— Aim —
Scan the lines and state how many carry "index". Leave out everything but the number.

— Provided material —

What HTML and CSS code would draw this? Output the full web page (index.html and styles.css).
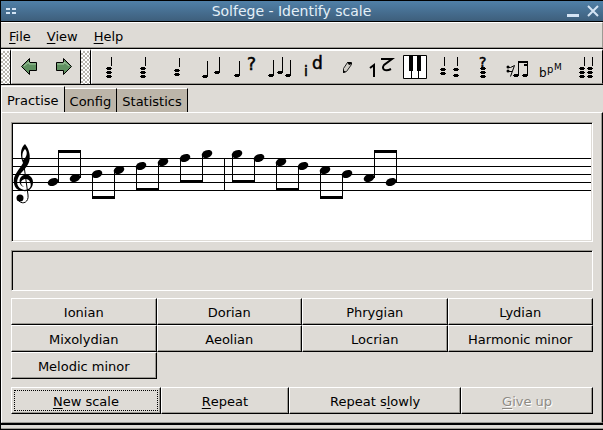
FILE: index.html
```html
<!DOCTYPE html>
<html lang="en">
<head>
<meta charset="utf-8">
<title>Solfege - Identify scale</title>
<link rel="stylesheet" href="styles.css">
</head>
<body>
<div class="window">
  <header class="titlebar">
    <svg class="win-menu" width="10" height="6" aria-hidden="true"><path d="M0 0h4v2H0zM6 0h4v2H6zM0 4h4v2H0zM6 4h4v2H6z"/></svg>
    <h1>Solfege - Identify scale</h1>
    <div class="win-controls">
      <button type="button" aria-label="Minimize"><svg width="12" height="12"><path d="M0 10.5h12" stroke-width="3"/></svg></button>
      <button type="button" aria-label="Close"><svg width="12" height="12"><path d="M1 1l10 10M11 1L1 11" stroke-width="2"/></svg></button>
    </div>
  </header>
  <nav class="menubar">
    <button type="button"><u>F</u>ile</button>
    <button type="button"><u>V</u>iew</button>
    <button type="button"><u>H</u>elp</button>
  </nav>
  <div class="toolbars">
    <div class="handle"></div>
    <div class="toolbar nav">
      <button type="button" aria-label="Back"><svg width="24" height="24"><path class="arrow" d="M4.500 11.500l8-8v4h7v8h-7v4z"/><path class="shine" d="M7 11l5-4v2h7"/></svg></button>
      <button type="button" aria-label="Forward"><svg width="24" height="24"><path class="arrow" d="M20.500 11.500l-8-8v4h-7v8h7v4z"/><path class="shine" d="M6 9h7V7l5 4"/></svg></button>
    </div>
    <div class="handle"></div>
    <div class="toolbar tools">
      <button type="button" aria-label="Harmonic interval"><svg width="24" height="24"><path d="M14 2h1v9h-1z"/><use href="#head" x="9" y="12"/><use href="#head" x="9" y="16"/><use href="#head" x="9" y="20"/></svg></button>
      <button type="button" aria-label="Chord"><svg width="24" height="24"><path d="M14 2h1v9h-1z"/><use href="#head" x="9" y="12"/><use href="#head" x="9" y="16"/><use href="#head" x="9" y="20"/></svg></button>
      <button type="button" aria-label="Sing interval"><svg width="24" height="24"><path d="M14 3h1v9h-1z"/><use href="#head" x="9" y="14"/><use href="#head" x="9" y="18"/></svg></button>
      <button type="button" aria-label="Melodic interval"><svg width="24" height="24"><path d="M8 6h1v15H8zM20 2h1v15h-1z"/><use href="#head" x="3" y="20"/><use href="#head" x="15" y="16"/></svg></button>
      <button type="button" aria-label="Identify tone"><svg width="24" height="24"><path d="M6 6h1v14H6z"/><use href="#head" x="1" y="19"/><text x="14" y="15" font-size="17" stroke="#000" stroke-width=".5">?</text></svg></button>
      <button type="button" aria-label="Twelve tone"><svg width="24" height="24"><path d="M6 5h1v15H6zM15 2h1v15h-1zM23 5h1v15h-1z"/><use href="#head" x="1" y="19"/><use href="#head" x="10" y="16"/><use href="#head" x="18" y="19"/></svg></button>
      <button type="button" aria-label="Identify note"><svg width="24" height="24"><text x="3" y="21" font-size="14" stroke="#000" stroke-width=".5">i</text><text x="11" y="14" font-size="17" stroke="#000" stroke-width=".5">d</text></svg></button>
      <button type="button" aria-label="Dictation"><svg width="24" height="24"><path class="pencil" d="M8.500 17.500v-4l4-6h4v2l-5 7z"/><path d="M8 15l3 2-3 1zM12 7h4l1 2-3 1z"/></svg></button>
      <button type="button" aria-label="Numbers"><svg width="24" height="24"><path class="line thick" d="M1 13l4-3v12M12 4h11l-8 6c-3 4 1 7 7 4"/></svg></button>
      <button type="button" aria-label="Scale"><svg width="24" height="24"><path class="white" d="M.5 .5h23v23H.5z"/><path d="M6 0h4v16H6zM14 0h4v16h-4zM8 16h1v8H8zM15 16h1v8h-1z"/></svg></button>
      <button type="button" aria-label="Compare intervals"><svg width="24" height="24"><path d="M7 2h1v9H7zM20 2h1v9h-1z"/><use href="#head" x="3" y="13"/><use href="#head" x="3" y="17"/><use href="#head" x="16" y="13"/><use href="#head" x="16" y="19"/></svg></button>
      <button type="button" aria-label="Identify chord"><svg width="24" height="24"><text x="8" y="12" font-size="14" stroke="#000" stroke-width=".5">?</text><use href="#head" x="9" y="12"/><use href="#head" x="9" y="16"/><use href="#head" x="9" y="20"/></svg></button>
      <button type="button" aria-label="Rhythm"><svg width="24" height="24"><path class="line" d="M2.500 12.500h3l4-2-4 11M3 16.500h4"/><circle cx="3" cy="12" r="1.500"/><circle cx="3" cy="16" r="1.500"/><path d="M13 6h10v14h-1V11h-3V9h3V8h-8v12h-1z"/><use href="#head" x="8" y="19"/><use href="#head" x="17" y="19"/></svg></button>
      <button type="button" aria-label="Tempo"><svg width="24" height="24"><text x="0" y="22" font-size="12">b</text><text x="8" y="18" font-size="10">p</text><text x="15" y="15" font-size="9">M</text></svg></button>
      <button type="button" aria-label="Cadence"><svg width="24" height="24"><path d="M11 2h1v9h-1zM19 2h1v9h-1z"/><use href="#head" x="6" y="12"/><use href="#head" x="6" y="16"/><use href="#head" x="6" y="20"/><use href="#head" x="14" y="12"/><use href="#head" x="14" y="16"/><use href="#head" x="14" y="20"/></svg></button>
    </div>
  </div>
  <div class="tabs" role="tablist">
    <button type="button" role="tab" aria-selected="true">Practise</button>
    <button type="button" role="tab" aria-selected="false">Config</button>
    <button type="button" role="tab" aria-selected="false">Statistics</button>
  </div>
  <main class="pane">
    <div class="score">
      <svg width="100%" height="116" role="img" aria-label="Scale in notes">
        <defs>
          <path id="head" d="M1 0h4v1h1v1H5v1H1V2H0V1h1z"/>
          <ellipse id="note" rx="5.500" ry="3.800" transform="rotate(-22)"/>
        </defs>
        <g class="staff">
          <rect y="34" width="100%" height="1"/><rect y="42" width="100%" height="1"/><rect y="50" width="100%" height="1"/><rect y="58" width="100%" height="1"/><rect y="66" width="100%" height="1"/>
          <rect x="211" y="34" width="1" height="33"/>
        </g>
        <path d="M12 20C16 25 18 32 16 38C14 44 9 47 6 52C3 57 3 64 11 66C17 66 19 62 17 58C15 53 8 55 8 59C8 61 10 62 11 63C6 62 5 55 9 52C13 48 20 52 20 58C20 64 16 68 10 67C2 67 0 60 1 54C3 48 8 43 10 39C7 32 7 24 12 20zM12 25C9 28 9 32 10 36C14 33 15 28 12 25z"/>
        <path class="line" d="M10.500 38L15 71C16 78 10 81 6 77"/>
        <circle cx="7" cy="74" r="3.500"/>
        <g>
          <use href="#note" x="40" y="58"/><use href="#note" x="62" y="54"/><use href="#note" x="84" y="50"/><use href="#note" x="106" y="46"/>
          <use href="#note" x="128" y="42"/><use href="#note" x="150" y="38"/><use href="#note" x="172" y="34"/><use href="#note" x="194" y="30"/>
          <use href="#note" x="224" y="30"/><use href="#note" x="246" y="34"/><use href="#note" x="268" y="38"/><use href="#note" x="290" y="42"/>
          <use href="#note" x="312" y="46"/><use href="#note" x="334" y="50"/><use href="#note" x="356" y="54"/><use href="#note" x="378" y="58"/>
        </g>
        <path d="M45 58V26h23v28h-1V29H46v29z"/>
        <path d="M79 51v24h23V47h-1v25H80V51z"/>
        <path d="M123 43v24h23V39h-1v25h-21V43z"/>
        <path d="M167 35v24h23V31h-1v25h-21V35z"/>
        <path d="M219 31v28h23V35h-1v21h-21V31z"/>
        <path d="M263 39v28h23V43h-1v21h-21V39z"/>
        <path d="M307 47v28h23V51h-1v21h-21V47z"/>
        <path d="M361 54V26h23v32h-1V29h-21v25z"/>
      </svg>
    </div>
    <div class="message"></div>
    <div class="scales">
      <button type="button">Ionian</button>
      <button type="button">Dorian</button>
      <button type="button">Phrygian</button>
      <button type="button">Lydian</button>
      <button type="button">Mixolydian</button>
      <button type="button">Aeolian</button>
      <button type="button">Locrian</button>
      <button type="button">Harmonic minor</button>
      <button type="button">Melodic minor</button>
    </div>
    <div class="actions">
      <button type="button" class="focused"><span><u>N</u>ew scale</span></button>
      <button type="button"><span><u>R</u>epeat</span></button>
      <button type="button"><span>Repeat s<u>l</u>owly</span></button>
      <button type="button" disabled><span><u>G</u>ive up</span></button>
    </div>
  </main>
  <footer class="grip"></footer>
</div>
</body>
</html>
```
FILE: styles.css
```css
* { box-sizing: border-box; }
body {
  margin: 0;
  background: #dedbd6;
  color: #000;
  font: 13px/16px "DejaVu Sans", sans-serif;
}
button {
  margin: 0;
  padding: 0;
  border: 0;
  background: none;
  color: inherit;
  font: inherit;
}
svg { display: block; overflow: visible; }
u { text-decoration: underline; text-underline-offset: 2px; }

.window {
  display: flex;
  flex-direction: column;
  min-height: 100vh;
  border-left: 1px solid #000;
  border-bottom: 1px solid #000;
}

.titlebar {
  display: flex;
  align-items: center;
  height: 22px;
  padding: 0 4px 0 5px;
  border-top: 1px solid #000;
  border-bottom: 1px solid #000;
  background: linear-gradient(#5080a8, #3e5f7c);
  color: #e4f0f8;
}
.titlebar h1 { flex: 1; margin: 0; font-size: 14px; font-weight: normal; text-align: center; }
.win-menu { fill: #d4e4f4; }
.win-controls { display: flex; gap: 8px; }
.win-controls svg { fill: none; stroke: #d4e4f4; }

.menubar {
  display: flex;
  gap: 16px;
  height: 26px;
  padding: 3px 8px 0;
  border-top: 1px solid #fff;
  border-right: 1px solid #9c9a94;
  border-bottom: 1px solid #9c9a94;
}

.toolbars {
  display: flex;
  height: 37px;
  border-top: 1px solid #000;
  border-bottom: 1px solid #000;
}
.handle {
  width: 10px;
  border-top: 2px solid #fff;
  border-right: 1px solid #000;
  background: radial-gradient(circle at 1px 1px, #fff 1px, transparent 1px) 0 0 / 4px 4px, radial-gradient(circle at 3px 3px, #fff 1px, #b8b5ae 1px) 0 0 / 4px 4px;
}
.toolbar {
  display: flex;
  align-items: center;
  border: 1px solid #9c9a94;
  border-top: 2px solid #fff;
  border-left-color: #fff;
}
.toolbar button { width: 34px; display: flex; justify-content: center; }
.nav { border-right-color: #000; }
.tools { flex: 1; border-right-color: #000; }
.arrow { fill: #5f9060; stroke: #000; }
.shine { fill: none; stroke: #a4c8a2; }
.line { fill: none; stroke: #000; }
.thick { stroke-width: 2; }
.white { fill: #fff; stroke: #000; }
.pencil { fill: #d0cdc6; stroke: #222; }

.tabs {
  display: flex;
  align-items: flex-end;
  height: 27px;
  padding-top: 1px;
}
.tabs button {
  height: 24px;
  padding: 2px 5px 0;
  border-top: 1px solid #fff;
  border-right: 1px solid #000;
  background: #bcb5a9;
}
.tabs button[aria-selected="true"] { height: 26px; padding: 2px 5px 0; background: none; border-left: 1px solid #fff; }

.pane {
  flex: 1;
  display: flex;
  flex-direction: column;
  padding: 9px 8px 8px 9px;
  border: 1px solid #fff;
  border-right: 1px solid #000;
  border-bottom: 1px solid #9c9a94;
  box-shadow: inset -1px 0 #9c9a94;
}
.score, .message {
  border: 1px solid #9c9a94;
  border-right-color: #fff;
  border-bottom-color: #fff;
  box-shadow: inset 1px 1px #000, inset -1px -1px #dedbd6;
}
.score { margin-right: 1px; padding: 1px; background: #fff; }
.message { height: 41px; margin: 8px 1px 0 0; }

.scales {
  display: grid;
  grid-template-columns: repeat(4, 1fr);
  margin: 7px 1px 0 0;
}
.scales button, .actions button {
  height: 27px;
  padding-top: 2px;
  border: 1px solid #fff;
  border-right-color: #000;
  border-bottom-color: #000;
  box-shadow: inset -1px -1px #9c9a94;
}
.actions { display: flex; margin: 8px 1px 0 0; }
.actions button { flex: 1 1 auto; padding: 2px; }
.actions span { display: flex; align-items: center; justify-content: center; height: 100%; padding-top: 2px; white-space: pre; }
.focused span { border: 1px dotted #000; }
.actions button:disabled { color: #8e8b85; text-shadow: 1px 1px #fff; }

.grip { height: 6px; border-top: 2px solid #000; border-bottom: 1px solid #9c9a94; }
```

— Reply to the task —
2